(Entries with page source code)
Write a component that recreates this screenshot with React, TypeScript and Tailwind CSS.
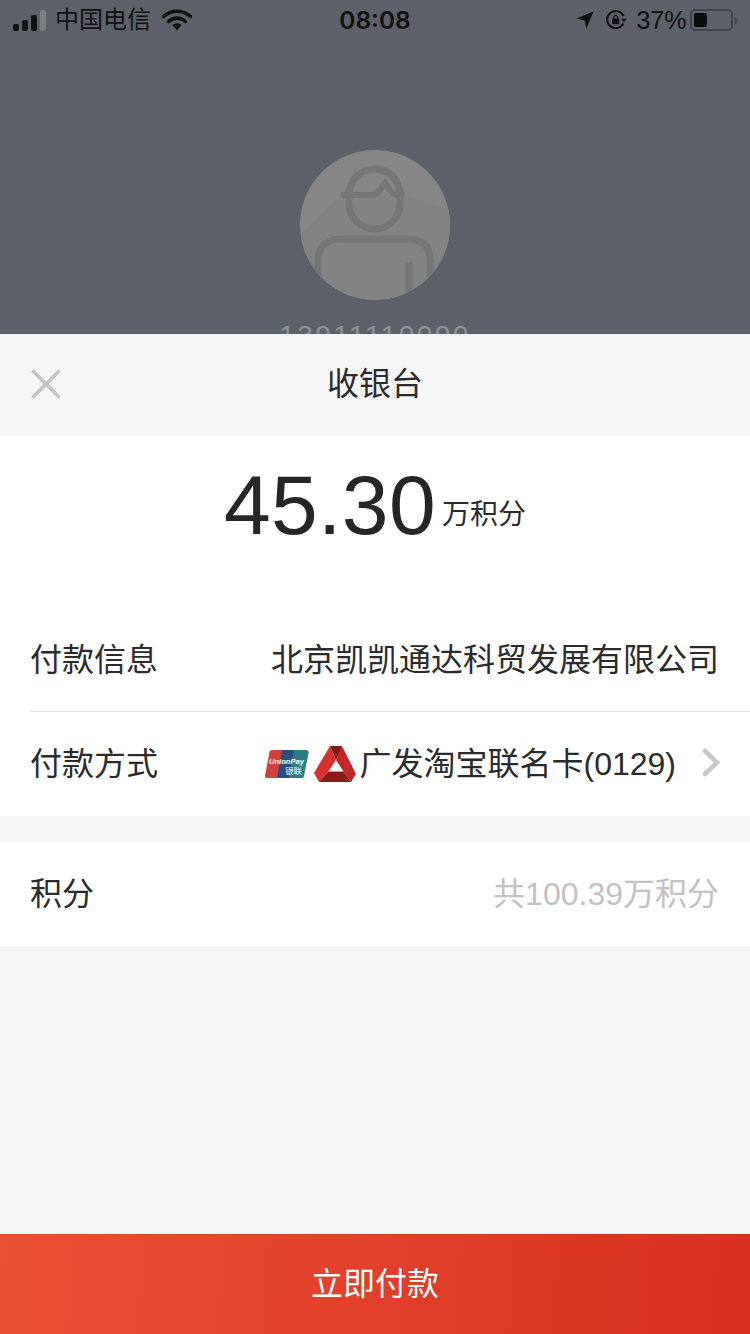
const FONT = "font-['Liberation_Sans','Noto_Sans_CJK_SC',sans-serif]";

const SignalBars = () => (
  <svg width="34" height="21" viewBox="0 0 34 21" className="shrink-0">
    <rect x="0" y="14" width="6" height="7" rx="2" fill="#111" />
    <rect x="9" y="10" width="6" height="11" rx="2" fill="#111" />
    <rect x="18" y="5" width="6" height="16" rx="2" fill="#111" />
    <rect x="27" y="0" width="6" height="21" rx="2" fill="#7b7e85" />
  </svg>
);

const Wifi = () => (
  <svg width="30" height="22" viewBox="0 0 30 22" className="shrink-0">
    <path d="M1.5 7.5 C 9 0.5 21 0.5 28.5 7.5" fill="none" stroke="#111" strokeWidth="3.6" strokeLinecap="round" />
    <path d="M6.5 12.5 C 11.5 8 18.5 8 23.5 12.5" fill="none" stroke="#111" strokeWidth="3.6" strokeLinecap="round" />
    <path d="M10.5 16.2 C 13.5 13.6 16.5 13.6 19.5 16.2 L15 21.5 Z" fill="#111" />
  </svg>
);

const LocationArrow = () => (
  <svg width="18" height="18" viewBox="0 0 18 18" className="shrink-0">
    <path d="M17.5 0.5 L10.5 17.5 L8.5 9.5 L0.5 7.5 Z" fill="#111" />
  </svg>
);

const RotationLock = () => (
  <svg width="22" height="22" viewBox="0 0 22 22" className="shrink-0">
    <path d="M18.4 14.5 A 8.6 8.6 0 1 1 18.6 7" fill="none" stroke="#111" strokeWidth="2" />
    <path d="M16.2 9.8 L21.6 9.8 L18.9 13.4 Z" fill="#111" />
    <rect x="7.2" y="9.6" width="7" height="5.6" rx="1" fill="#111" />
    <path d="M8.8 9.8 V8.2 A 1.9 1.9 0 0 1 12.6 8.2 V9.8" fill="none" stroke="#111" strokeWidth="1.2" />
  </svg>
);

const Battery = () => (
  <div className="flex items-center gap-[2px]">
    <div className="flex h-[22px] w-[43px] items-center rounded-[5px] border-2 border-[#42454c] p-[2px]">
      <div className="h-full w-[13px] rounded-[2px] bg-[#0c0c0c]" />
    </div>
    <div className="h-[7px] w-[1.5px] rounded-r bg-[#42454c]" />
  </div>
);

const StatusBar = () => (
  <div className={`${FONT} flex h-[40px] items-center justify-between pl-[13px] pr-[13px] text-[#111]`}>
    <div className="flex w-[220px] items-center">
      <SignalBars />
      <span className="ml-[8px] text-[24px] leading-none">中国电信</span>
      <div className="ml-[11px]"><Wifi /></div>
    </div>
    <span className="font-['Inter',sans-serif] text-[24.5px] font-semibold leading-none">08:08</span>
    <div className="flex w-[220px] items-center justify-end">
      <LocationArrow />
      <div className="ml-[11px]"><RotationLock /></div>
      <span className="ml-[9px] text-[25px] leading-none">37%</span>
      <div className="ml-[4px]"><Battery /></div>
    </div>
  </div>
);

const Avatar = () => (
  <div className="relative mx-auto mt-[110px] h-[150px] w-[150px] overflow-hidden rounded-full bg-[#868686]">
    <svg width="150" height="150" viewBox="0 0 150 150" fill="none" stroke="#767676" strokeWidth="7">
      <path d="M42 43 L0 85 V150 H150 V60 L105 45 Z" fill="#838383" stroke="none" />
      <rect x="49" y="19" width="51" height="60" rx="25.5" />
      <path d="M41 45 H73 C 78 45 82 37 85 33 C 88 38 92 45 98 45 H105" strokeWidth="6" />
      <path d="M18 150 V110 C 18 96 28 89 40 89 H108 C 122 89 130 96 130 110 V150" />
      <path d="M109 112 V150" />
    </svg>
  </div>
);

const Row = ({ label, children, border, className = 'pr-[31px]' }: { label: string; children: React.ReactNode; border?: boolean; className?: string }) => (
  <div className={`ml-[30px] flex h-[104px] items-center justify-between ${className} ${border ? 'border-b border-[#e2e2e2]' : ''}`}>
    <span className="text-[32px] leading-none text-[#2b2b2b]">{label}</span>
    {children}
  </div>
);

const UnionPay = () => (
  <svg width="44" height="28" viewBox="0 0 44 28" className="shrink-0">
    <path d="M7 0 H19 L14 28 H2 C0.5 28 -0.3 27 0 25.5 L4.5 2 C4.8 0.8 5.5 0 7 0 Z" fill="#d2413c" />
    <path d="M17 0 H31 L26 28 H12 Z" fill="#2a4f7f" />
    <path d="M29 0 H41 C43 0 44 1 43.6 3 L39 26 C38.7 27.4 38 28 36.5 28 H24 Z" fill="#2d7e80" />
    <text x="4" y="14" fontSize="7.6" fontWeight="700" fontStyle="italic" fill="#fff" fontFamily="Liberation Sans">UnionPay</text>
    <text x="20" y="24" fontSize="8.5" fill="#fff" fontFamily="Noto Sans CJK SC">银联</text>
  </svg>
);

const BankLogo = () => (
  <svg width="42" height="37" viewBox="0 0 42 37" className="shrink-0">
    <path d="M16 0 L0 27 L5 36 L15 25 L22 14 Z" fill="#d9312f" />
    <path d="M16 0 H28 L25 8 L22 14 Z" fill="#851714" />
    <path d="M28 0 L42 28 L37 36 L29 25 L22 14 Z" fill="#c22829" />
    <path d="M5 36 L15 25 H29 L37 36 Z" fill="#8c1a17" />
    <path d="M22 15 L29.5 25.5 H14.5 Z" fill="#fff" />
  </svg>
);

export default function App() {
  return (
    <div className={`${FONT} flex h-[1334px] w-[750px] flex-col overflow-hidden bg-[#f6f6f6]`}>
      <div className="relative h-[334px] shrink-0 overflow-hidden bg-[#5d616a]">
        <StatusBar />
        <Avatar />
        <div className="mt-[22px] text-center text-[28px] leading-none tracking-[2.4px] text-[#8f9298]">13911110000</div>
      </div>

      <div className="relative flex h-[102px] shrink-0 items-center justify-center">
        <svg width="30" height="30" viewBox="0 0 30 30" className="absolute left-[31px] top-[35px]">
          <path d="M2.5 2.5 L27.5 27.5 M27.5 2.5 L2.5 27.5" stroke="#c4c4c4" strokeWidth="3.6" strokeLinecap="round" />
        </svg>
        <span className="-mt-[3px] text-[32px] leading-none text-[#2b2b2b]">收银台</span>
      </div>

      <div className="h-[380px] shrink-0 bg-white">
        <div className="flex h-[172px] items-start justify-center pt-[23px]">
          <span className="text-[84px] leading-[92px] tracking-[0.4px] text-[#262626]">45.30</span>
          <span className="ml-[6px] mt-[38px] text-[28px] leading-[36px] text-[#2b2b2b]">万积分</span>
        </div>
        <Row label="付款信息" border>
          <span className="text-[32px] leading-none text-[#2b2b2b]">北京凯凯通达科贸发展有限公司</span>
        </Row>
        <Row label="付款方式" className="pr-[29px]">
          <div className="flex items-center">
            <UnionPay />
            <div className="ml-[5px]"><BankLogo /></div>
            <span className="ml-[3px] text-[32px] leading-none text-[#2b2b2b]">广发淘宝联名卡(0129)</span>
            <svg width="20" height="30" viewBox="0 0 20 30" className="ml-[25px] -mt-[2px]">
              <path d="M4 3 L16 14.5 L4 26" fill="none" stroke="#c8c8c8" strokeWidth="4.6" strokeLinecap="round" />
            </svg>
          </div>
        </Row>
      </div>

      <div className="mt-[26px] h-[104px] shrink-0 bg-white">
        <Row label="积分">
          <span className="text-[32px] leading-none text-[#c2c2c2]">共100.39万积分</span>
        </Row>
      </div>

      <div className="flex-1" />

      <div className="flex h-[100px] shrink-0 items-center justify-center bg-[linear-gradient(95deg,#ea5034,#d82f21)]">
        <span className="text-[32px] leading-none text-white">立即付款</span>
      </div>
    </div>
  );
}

==

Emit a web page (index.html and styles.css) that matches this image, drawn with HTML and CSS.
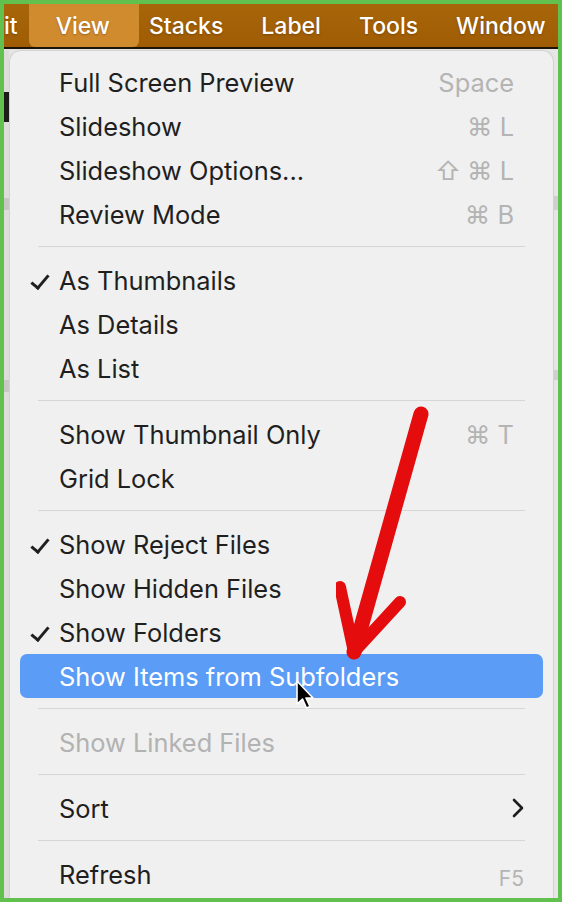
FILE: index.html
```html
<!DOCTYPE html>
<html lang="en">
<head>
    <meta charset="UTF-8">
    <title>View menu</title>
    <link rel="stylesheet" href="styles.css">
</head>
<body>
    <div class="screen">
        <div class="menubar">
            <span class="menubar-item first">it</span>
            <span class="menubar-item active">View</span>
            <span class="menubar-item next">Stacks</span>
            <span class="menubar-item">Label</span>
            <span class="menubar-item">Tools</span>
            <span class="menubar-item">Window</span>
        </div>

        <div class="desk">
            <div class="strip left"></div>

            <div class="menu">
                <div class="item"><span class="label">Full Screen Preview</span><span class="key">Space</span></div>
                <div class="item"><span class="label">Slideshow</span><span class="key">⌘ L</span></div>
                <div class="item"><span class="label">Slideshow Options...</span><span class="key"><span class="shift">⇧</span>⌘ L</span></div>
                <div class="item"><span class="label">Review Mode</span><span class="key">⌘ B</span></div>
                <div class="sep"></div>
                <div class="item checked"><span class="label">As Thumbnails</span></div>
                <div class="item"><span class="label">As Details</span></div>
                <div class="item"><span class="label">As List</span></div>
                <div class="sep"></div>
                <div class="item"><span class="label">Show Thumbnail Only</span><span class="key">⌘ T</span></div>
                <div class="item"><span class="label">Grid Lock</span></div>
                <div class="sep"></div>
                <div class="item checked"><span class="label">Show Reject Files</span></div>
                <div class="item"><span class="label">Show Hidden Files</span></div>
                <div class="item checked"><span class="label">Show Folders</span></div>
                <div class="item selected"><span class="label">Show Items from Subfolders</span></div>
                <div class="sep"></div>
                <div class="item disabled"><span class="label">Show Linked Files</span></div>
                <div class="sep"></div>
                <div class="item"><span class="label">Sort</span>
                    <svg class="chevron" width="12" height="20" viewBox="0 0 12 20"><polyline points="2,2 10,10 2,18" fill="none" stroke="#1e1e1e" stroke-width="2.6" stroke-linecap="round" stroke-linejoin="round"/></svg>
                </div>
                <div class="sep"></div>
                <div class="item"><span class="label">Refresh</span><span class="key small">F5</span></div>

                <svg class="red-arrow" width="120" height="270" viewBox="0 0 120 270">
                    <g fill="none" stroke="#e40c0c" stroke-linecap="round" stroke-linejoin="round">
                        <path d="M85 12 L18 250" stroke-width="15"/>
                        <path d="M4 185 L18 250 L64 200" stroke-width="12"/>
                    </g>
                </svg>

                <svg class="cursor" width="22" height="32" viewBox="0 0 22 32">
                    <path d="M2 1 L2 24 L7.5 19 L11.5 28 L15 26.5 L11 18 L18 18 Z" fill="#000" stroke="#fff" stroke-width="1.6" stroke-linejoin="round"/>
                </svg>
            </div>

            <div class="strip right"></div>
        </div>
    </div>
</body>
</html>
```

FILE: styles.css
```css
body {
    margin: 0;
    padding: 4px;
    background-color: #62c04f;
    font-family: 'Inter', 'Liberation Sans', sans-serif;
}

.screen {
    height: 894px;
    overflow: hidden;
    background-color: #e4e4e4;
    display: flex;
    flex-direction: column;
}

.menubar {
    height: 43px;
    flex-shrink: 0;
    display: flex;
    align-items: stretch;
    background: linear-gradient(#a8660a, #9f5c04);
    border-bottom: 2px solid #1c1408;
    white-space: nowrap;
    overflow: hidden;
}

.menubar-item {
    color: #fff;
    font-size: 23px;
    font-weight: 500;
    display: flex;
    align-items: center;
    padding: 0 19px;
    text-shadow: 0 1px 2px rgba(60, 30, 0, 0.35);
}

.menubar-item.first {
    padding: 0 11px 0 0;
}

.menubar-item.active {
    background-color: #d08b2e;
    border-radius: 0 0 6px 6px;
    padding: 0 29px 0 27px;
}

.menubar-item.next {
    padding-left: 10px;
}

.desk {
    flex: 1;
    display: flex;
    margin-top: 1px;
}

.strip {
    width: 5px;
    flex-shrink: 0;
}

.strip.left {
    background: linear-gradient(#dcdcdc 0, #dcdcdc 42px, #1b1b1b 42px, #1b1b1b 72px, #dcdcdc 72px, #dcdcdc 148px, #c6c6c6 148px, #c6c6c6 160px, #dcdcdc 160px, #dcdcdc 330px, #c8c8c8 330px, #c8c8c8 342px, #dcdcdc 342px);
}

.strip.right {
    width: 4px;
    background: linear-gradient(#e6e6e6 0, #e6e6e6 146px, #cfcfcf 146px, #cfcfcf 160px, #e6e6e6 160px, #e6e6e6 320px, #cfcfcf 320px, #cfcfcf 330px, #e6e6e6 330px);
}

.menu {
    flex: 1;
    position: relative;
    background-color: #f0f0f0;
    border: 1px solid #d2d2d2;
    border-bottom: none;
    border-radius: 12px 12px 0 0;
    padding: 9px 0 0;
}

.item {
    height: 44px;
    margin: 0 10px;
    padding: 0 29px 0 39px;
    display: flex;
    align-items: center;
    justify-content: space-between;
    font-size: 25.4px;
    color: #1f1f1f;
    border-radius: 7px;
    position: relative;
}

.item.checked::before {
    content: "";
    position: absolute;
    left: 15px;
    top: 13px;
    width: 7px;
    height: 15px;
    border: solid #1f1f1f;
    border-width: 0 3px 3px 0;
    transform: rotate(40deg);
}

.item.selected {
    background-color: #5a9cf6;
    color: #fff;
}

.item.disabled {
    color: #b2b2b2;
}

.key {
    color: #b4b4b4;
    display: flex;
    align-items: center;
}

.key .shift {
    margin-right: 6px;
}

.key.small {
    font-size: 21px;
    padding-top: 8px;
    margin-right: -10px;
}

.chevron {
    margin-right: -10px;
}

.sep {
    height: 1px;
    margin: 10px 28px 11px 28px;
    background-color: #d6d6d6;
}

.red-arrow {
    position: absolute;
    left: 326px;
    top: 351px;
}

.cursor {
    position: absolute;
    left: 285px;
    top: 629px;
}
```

==

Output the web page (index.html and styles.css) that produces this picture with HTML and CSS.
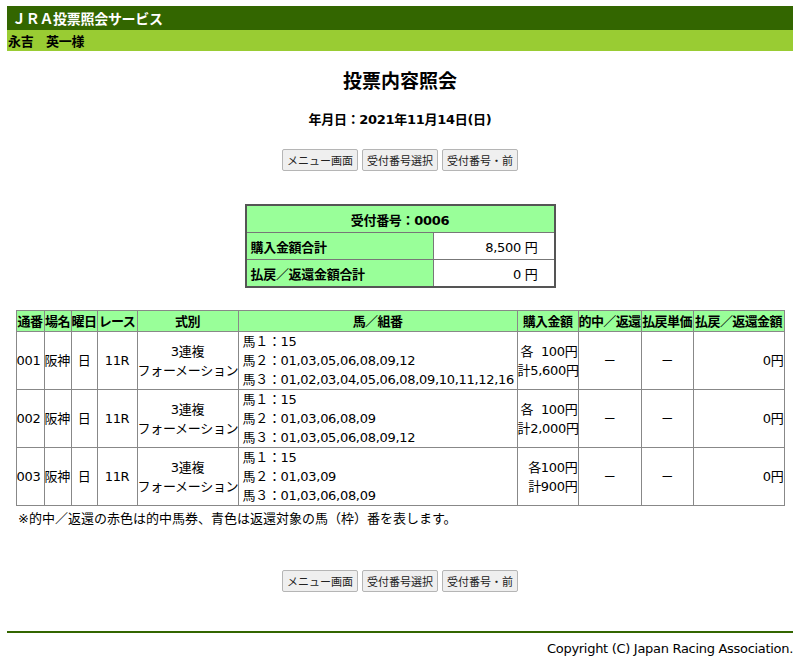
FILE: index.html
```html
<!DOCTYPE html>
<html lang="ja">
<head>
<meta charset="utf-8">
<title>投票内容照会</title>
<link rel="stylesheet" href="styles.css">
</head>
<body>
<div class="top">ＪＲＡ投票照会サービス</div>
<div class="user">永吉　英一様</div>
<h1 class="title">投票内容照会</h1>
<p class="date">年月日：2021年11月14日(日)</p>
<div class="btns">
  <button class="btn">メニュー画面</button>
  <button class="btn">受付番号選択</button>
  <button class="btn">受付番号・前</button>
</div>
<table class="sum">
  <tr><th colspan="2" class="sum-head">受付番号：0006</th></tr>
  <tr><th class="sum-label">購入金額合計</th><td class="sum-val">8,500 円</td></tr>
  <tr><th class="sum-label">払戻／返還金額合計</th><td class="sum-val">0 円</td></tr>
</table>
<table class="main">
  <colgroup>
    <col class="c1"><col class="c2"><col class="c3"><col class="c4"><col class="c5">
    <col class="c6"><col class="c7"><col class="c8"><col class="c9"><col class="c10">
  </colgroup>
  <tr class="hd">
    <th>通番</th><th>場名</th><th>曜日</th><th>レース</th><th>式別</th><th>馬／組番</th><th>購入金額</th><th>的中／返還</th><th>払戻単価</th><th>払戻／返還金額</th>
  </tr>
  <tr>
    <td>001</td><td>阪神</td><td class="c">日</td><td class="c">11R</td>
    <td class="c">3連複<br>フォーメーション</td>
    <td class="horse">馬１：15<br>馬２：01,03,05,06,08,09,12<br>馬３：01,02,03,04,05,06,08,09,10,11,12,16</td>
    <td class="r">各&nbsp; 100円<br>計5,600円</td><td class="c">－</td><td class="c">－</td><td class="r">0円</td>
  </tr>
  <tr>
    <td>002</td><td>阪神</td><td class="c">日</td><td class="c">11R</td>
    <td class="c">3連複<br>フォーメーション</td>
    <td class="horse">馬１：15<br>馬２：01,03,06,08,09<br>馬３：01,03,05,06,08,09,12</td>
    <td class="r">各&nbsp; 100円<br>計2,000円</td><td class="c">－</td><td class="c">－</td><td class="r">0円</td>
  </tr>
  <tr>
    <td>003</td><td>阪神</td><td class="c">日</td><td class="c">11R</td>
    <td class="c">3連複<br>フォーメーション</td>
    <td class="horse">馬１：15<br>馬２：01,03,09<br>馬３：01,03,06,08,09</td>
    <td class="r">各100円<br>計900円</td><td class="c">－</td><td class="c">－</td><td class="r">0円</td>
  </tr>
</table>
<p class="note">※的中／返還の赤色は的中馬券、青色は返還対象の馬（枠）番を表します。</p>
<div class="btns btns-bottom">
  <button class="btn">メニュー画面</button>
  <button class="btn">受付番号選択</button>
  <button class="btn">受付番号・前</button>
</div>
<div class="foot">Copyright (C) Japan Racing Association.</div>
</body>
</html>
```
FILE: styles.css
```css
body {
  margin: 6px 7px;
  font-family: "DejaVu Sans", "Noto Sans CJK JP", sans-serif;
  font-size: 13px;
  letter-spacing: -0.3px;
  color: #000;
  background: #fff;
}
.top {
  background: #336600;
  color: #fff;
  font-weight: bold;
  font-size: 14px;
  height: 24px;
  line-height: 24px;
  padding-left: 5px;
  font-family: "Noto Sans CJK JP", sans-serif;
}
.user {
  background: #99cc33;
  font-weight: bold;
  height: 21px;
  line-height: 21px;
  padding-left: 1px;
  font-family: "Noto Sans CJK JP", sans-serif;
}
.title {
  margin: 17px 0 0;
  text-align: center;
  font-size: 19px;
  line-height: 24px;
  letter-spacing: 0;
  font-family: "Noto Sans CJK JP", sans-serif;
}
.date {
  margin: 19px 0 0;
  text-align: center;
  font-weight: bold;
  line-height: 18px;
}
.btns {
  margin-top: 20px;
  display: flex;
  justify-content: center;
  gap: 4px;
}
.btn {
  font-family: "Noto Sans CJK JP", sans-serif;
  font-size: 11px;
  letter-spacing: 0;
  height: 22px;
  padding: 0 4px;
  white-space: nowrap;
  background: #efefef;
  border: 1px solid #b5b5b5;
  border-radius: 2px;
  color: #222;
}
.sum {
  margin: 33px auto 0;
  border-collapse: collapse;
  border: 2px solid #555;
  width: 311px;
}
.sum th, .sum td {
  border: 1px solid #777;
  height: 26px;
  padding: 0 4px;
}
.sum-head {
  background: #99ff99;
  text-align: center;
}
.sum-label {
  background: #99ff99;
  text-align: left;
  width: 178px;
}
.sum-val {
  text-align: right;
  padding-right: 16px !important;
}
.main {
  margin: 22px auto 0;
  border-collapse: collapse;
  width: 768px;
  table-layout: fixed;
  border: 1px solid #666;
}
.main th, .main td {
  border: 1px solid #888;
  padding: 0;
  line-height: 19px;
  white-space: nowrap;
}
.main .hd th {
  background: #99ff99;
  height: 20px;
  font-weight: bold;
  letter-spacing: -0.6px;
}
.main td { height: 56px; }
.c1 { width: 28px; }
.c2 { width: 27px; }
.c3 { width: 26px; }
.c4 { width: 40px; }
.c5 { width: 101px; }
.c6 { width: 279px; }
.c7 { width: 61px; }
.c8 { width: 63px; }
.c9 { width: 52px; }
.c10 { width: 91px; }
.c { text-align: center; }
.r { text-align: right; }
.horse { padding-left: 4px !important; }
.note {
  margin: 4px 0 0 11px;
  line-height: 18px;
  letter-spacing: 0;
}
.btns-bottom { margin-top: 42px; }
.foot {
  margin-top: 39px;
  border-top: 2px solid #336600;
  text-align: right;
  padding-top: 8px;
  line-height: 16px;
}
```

**Aim**. Whenever "this" turns up in a line, pick that line out.

**Correct response**.
Write a component that recreates this screenshot with React, TypeScript and Tailwind CSS.
Emit a web page (index.html and styles.css) that matches this image, drawn with HTML and CSS.
Output the web page (index.html and styles.css) that produces this picture with HTML and CSS.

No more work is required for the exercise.